Standard Deviation
Standard deviation measures how spread out the values in a dataset are from the mean (average).
Example:
Let’s say you have test scores from two classes:
Class A: [78, 80, 82, 81, 79] → Avg = 80
Standard deviation is low: everyone scored close to the mean.
Class B: [50, 60, 80, 95, 100] → Avg = 77
Standard deviation is high: big spread from the mean.
Formula (simplified):
For a dataset with values x1, x2,…,xn:
\[\sigma = \sqrt{\frac{1}{n} \sum_{i=1}^{n} (x_i - \bar{x})^2}\]- \(\bar{x}\) is the mean.
- \(x_i\) are the data values.
- The expression inside the square root is called the variance
Data Distribution
Understanding data distribution is key in statistics, data analysis, and machine learning. Data distribution describes how values in a dataset are spread out or arranged. It tells you:
- Which values occur most often
- How the values are grouped
- Whether the data is symmetrical, skewed, or has outliers
Example:
Imagine test scores from a class:
[70, 72, 75, 75, 76, 78, 80, 85, 90, 100]
You can see most scores are around 75–85, with one outlier (100). That pattern of how often each score occurs is its distribution.
Random module Example:
Use Random to analog Data Distribution, it is a list of all possible values, which shows how often each value occurs.
from numpy import random
x = random.choice([3, 5, 7, 9], p=[0.1, 0.3, 0.6, 0.0], size=(100))
print(x)
p
is the Data Distribution. The sum of all probability numbers should be 1. Here the 9
never show up because of probability is 0.
Data Distribution Concepts:
- Frequency: How often each value appears
- Mean (average): Where the center of the data is
- Spread: How far the values are from each other
- Shape: Overall pattern (normal, skewed, etc.)
Data Distribution helps answer: 📌 What’s common? 📌 What’s rare? 📌 How is it spread out?

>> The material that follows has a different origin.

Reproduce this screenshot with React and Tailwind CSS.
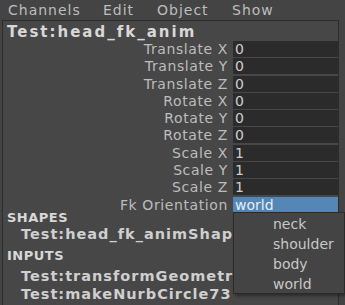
const rows = [
  ['Translate X', '0'],
  ['Translate Y', '0'],
  ['Translate Z', '0'],
  ['Rotate X', '0'],
  ['Rotate Y', '0'],
  ['Rotate Z', '0'],
  ['Scale X', '1'],
  ['Scale Y', '1'],
  ['Scale Z', '1'],
]

export default function App() {
  return (
    <div className="w-[345px] h-[305px] overflow-hidden bg-[#444444] text-[#bdbdbd] font-['DejaVu_Sans',sans-serif] relative">
      <div className="flex h-[20px] items-center text-[14px] leading-none tracking-[1px]">
        <span className="pl-[8px] w-[103px]">Channels</span>
        <span className="w-[54px]">Edit</span>
        <span className="w-[75px]">Object</span>
        <span>Show</span>
      </div>
      <div className="ml-[2px] mr-[6px] h-[290px] border border-[#2c2c2c] border-b-0 bg-[#474747] pt-[2px]">
        <div className="pl-[4px] h-[18px] text-[15px] font-bold text-[#d8d8d8] leading-[18px] tracking-[2px] whitespace-nowrap">Test:head_fk_anim</div>
        <div className="flex flex-col gap-[1.3px]">
          {rows.map(([label, val]) => (
            <div key={label} className="flex h-[16px] items-center text-[14px]">
              <span className="w-[230px] text-right pr-[5px] leading-none tracking-[0.6px]">{label}</span>
              <span className="flex-1 h-full bg-[#2b2b2b] pl-[2px] leading-[16px] text-[#cfcfcf]">{val}</span>
            </div>
          ))}
          <div className="flex h-[16px] items-center text-[14px]">
            <span className="w-[230px] text-right pr-[5px] leading-none tracking-[0.6px]">Fk Orientation</span>
            <span className="flex-1 h-full bg-[#5486b6] pl-[2px] leading-[16px] text-[#e6eef6]">world</span>
          </div>
        </div>
        <div className="pl-[4px] h-[10px] text-[13px] font-bold text-[#d8d8d8] leading-[10px] tracking-[0.5px]">SHAPES</div>
        <div className="pl-[18px] h-[22px] text-[14.5px] font-bold text-[#cfcfcf] leading-[22px] tracking-[1px] whitespace-nowrap">Test:head_fk_animShape</div>
        <div className="pl-[4px] h-[22px] text-[13px] font-bold text-[#d8d8d8] leading-[22px] tracking-[0.5px]">INPUTS</div>
        <div className="pl-[18px] h-[18px] text-[14.5px] font-bold text-[#cfcfcf] leading-[18px] tracking-[1px] whitespace-nowrap">Test:transformGeometry</div>
        <div className="pl-[18px] h-[18px] text-[14.5px] font-bold text-[#cfcfcf] leading-[18px] tracking-[1px] whitespace-nowrap">Test:makeNurbCircle73</div>
      </div>
      <div className="absolute left-[233px] top-[212px] w-[112px] h-[82px] bg-[#444444] border border-[#2a2a2a] shadow-[2px_2px_3px_rgba(0,0,0,0.4)] flex flex-col pl-[39px] pt-[1px] text-[14px] text-[#c8c8c8]">
        <span className="h-[20px] leading-[20px]">neck</span>
        <span className="h-[20px] leading-[20px]">shoulder</span>
        <span className="h-[20px] leading-[20px]">body</span>
        <span className="h-[20px] leading-[20px]">world</span>
      </div>
    </div>
  )
}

Such lists are important when working with statistics and data science. The random module offer methods that returns randomly generated data distributions.
NumPy Offers Many Distribution Functions
Why we need different distribution? Different types of randomness behave differently in nature. Each distribution models a specific type of uncertainty, For example:
Distribution | Common Use Case |
---|---|
Uniform | Equal chance outcomes (e.g., rolling a die) |
Normal (Gaussian) | Natural measurements (e.g., height, test scores) |
Binomial | Repeated yes/no trials (e.g., coin flips) |
Poisson | Counting rare events (e.g., calls per hour) |
Exponential | Time between events (e.g., waiting time) |
Beta / Gamma / Chi-squared | Advanced statistical modeling |
Example: Using Normal Distribution - Human Heights
Because Human traits like height follow a bell-shaped (normal) distribution. So use normal distribution:
import numpy as np
import matplotlib.pyplot as plt
# Simulate 1000 people's heights (mean=170cm, std=10cm)
heights = np.random.normal(loc=170, scale=10, size=1000)
plt.hist(heights, bins=30, color='skyblue')
plt.title("Simulated Human Heights (Normal Distribution)")
plt.xlabel("Height (cm)")
plt.ylabel("Frequency")
plt.show()
Example: Binomial Distribution – Coin Tosses
Models “yes/no” outcomes like coin tosses, quiz answers, etc.
# Simulate flipping a fair coin 10 times, repeat 1000 experiments
results = np.random.binomial(n=10, p=0.5, size=1000)
plt.hist(results, bins=11, color='orange', align='left', rwidth=0.8)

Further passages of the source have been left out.